┌─ DATASET CONTENT

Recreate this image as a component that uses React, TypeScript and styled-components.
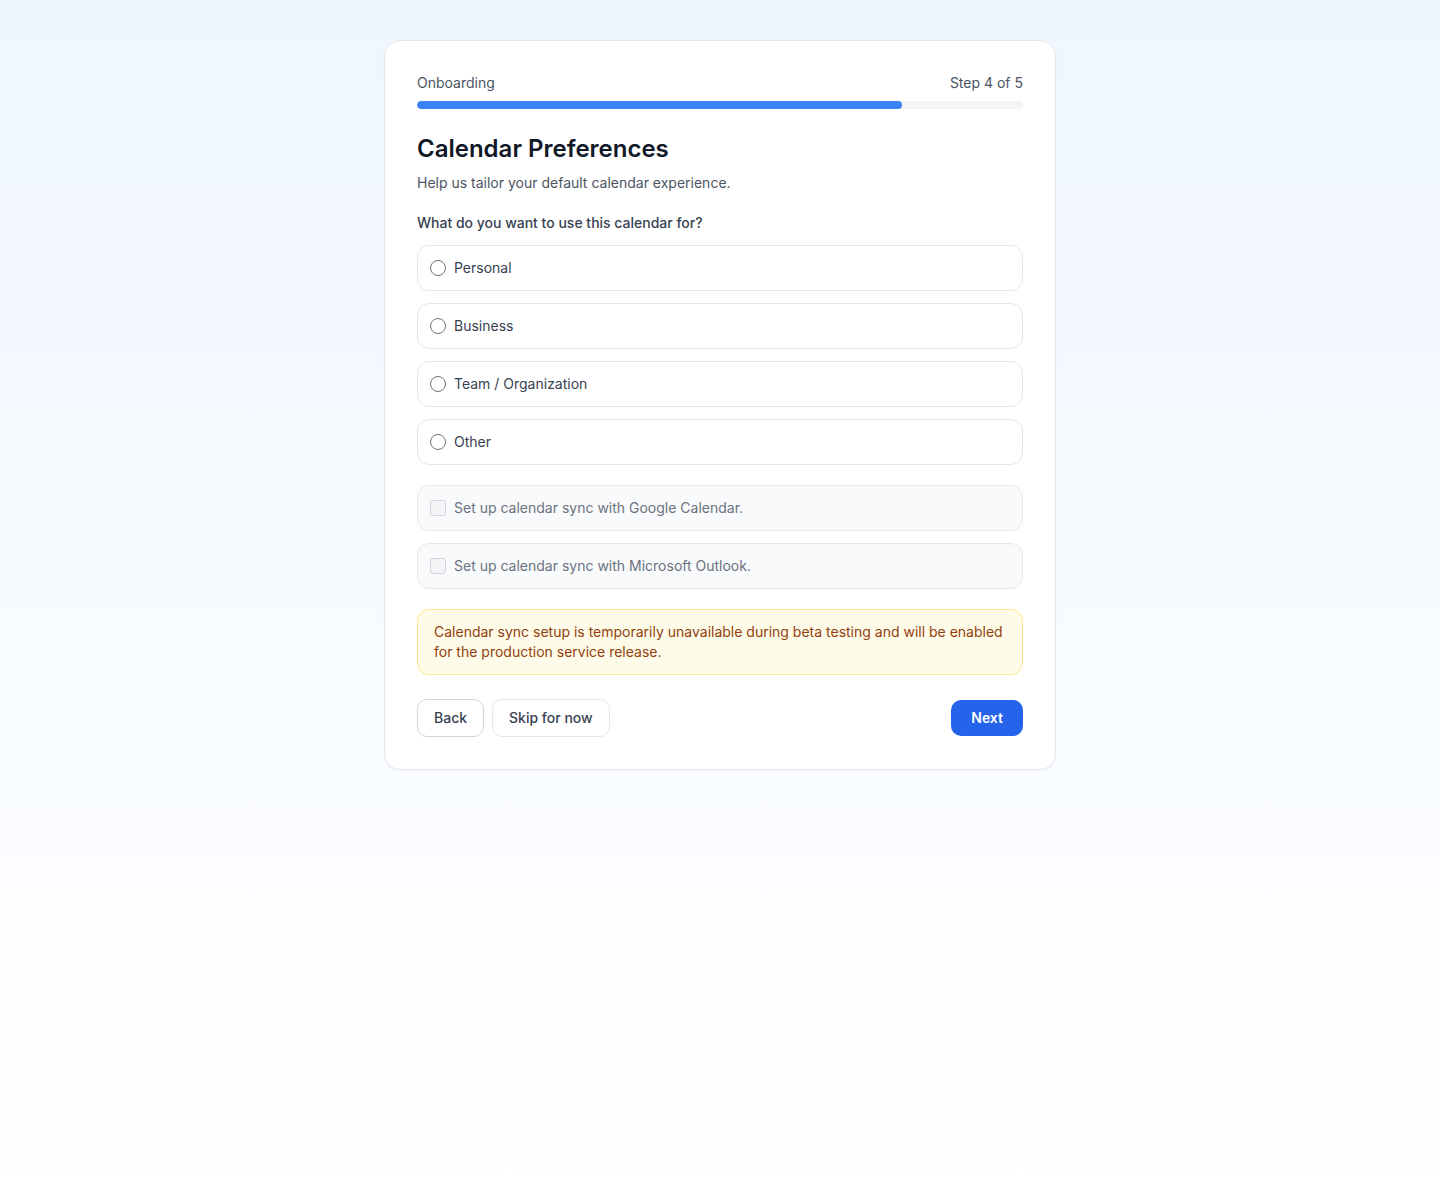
import { useState } from 'react'
import styled, { createGlobalStyle } from 'styled-components'

const GlobalStyle = createGlobalStyle`
  * {
    box-sizing: border-box;
  }

  body {
    margin: 0;
    font-family: Inter, 'Noto Sans', Arial, sans-serif;
    color: #111827;
  }
`

const Page = styled.div`
  min-height: 1200px;
  padding-top: 40px;
  background: linear-gradient(to bottom, #eff6ff 0%, #ffffff 100%);
`

const Card = styled.div`
  width: 672px;
  margin: 0 auto;
  padding: 32px;
  background-color: #ffffff;
  border: 1px solid #e5e7eb;
  border-radius: 16px;
  box-shadow: 0 1px 2px rgba(15, 23, 42, 0.04);
`

const StepHeader = styled.div`
  display: flex;
  justify-content: space-between;
  align-items: center;
  font-size: 14px;
  line-height: 20px;
  color: #4b5563;
  margin-bottom: 8px;
`

const ProgressTrack = styled.div`
  height: 8px;
  border-radius: 999px;
  background-color: #f3f4f6;
  overflow: hidden;
  margin-bottom: 24px;
`

const ProgressFill = styled.div`
  height: 100%;
  border-radius: 999px;
  background-color: #3b82f6;
`

const Title = styled.h1`
  margin: 0 0 8px;
  font-size: 24px;
  line-height: 32px;
  font-weight: 600;
  color: #111827;
`

const Subtitle = styled.p`
  margin: 0 0 20px;
  font-size: 14px;
  line-height: 20px;
  color: #4b5563;
`

const Question = styled.p`
  margin: 0 0 12px;
  font-size: 14px;
  line-height: 20px;
  font-weight: 500;
  color: #374151;
`

const OptionList = styled.div`
  display: flex;
  flex-direction: column;
  gap: 12px;
  margin-bottom: 20px;
`

const OptionRow = styled.label<{ $disabled?: boolean }>`
  display: flex;
  align-items: center;
  gap: 8px;
  padding: 12px;
  border: 1px solid #e5e7eb;
  border-radius: 12px;
  font-size: 14px;
  line-height: 20px;
  color: ${({ $disabled }) => ($disabled ? '#6b7280' : '#374151')};
  background-color: ${({ $disabled }) => ($disabled ? '#f9fafb' : '#ffffff')};
  cursor: ${({ $disabled }) => ($disabled ? 'not-allowed' : 'pointer')};
`

const Radio = styled.span<{ $checked: boolean }>`
  width: 16px;
  height: 16px;
  flex-shrink: 0;
  border-radius: 50%;
  border: 1px solid ${({ $checked }) => ($checked ? '#2563eb' : '#6b7280')};
  box-shadow: ${({ $checked }) => ($checked ? 'inset 0 0 0 3px #ffffff' : 'none')};
  background-color: ${({ $checked }) => ($checked ? '#2563eb' : '#ffffff')};
`

const Checkbox = styled.span`
  width: 16px;
  height: 16px;
  flex-shrink: 0;
  border-radius: 3px;
  border: 1px solid #d1d5db;
  background-color: #f3f4f6;
`

const Notice = styled.div`
  padding: 12px 16px;
  margin-bottom: 24px;
  border: 1px solid #fde68a;
  border-radius: 12px;
  background-color: #fefce8;
  color: #92400e;
  font-size: 14px;
  line-height: 20px;
`

const Actions = styled.div`
  display: flex;
  align-items: center;
  justify-content: space-between;
`

const ButtonGroup = styled.div`
  display: flex;
  gap: 8px;
`

const OutlineButton = styled.button<{ $strong?: boolean }>`
  padding: 8px 16px;
  border: 1px solid ${({ $strong }) => ($strong ? '#d1d5db' : '#e5e7eb')};
  border-radius: 10px;
  background-color: #ffffff;
  font-family: inherit;
  font-size: 14px;
  line-height: 20px;
  font-weight: 500;
  color: #374151;
  cursor: pointer;
`

const PrimaryButton = styled.button`
  padding: 8px 20px;
  border: none;
  border-radius: 10px;
  background-color: #2563eb;
  font-family: inherit;
  font-size: 14px;
  line-height: 20px;
  font-weight: 600;
  color: #ffffff;
  cursor: pointer;
`

const USES = ['Personal', 'Business', 'Team / Organization', 'Other']

const SYNC_OPTIONS = [
  'Set up calendar sync with Google Calendar.',
  'Set up calendar sync with Microsoft Outlook.',
]

export default function App() {
  const [selected, setSelected] = useState<string | null>(null)
  const step = 4
  const total = 5

  return (
    <>
      <GlobalStyle />
      <Page>
        <Card>
          <StepHeader>
            <span>Onboarding</span>
            <span>
              Step {step} of {total}
            </span>
          </StepHeader>
          <ProgressTrack>
            <ProgressFill style={{ width: `${(step / total) * 100}%` }} />
          </ProgressTrack>

          <Title>Calendar Preferences</Title>
          <Subtitle>Help us tailor your default calendar experience.</Subtitle>

          <Question>What do you want to use this calendar for?</Question>
          <OptionList>
            {USES.map((use) => (
              <OptionRow key={use} onClick={() => setSelected(use)}>
                <Radio $checked={selected === use} />
                {use}
              </OptionRow>
            ))}
          </OptionList>

          <OptionList>
            {SYNC_OPTIONS.map((option) => (
              <OptionRow key={option} $disabled>
                <Checkbox />
                {option}
              </OptionRow>
            ))}
          </OptionList>

          <Notice>
            Calendar sync setup is temporarily unavailable during beta testing and will be
            enabled for the production service release.
          </Notice>

          <Actions>
            <ButtonGroup>
              <OutlineButton $strong>Back</OutlineButton>
              <OutlineButton>Skip for now</OutlineButton>
            </ButtonGroup>
            <PrimaryButton>Next</PrimaryButton>
          </Actions>
        </Card>
      </Page>
    </>
  )
}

└─

> WRITTEN PROBLEM
The material above holds pictures; copy everything else in it exactly.

> EXPECTED ANSWER
Recreate this image as a component that uses React, TypeScript and styled-components.
import { useState } from 'react'
import styled, { createGlobalStyle } from 'styled-components'

const GlobalStyle = createGlobalStyle`
  * {
    box-sizing: border-box;
  }

  body {
    margin: 0;
    font-family: Inter, 'Noto Sans', Arial, sans-serif;
    color: #111827;
  }
`

const Page = styled.div`
  min-height: 1200px;
  padding-top: 40px;
  background: linear-gradient(to bottom, #eff6ff 0%, #ffffff 100%);
`

const Card = styled.div`
  width: 672px;
  margin: 0 auto;
  padding: 32px;
  background-color: #ffffff;
  border: 1px solid #e5e7eb;
  border-radius: 16px;
  box-shadow: 0 1px 2px rgba(15, 23, 42, 0.04);
`

const StepHeader = styled.div`
  display: flex;
  justify-content: space-between;
  align-items: center;
  font-size: 14px;
  line-height: 20px;
  color: #4b5563;
  margin-bottom: 8px;
`

const ProgressTrack = styled.div`
  height: 8px;
  border-radius: 999px;
  background-color: #f3f4f6;
  overflow: hidden;
  margin-bottom: 24px;
`

const ProgressFill = styled.div`
  height: 100%;
  border-radius: 999px;
  background-color: #3b82f6;
`

const Title = styled.h1`
  margin: 0 0 8px;
  font-size: 24px;
  line-height: 32px;
  font-weight: 600;
  color: #111827;
`

const Subtitle = styled.p`
  margin: 0 0 20px;
  font-size: 14px;
  line-height: 20px;
  color: #4b5563;
`

const Question = styled.p`
  margin: 0 0 12px;
  font-size: 14px;
  line-height: 20px;
  font-weight: 500;
  color: #374151;
`

const OptionList = styled.div`
  display: flex;
  flex-direction: column;
  gap: 12px;
  margin-bottom: 20px;
`

const OptionRow = styled.label<{ $disabled?: boolean }>`
  display: flex;
  align-items: center;
  gap: 8px;
  padding: 12px;
  border: 1px solid #e5e7eb;
  border-radius: 12px;
  font-size: 14px;
  line-height: 20px;
  color: ${({ $disabled }) => ($disabled ? '#6b7280' : '#374151')};
  background-color: ${({ $disabled }) => ($disabled ? '#f9fafb' : '#ffffff')};
  cursor: ${({ $disabled }) => ($disabled ? 'not-allowed' : 'pointer')};
`

const Radio = styled.span<{ $checked: boolean }>`
  width: 16px;
  height: 16px;
  flex-shrink: 0;
  border-radius: 50%;
  border: 1px solid ${({ $checked }) => ($checked ? '#2563eb' : '#6b7280')};
  box-shadow: ${({ $checked }) => ($checked ? 'inset 0 0 0 3px #ffffff' : 'none')};
  background-color: ${({ $checked }) => ($checked ? '#2563eb' : '#ffffff')};
`

const Checkbox = styled.span`
  width: 16px;
  height: 16px;
  flex-shrink: 0;
  border-radius: 3px;
  border: 1px solid #d1d5db;
  background-color: #f3f4f6;
`

const Notice = styled.div`
  padding: 12px 16px;
  margin-bottom: 24px;
  border: 1px solid #fde68a;
  border-radius: 12px;
  background-color: #fefce8;
  color: #92400e;
  font-size: 14px;
  line-height: 20px;
`

const Actions = styled.div`
  display: flex;
  align-items: center;
  justify-content: space-between;
`

const ButtonGroup = styled.div`
  display: flex;
  gap: 8px;
`

const OutlineButton = styled.button<{ $strong?: boolean }>`
  padding: 8px 16px;
  border: 1px solid ${({ $strong }) => ($strong ? '#d1d5db' : '#e5e7eb')};
  border-radius: 10px;
  background-color: #ffffff;
  font-family: inherit;
  font-size: 14px;
  line-height: 20px;
  font-weight: 500;
  color: #374151;
  cursor: pointer;
`

const PrimaryButton = styled.button`
  padding: 8px 20px;
  border: none;
  border-radius: 10px;
  background-color: #2563eb;
  font-family: inherit;
  font-size: 14px;
  line-height: 20px;
  font-weight: 600;
  color: #ffffff;
  cursor: pointer;
`

const USES = ['Personal', 'Business', 'Team / Organization', 'Other']

const SYNC_OPTIONS = [
  'Set up calendar sync with Google Calendar.',
  'Set up calendar sync with Microsoft Outlook.',
]

export default function App() {
  const [selected, setSelected] = useState<string | null>(null)
  const step = 4
  const total = 5

  return (
    <>
      <GlobalStyle />
      <Page>
        <Card>
          <StepHeader>
            <span>Onboarding</span>
            <span>
              Step {step} of {total}
            </span>
          </StepHeader>
          <ProgressTrack>
            <ProgressFill style={{ width: `${(step / total) * 100}%` }} />
          </ProgressTrack>

          <Title>Calendar Preferences</Title>
          <Subtitle>Help us tailor your default calendar experience.</Subtitle>

          <Question>What do you want to use this calendar for?</Question>
          <OptionList>
            {USES.map((use) => (
              <OptionRow key={use} onClick={() => setSelected(use)}>
                <Radio $checked={selected === use} />
                {use}
              </OptionRow>
            ))}
          </OptionList>

          <OptionList>
            {SYNC_OPTIONS.map((option) => (
              <OptionRow key={option} $disabled>
                <Checkbox />
                {option}
              </OptionRow>
            ))}
          </OptionList>

          <Notice>
            Calendar sync setup is temporarily unavailable during beta testing and will be
            enabled for the production service release.
          </Notice>

          <Actions>
            <ButtonGroup>
              <OutlineButton $strong>Back</OutlineButton>
              <OutlineButton>Skip for now</OutlineButton>
            </ButtonGroup>
            <PrimaryButton>Next</PrimaryButton>
          </Actions>
        </Card>
      </Page>
    </>
  )
}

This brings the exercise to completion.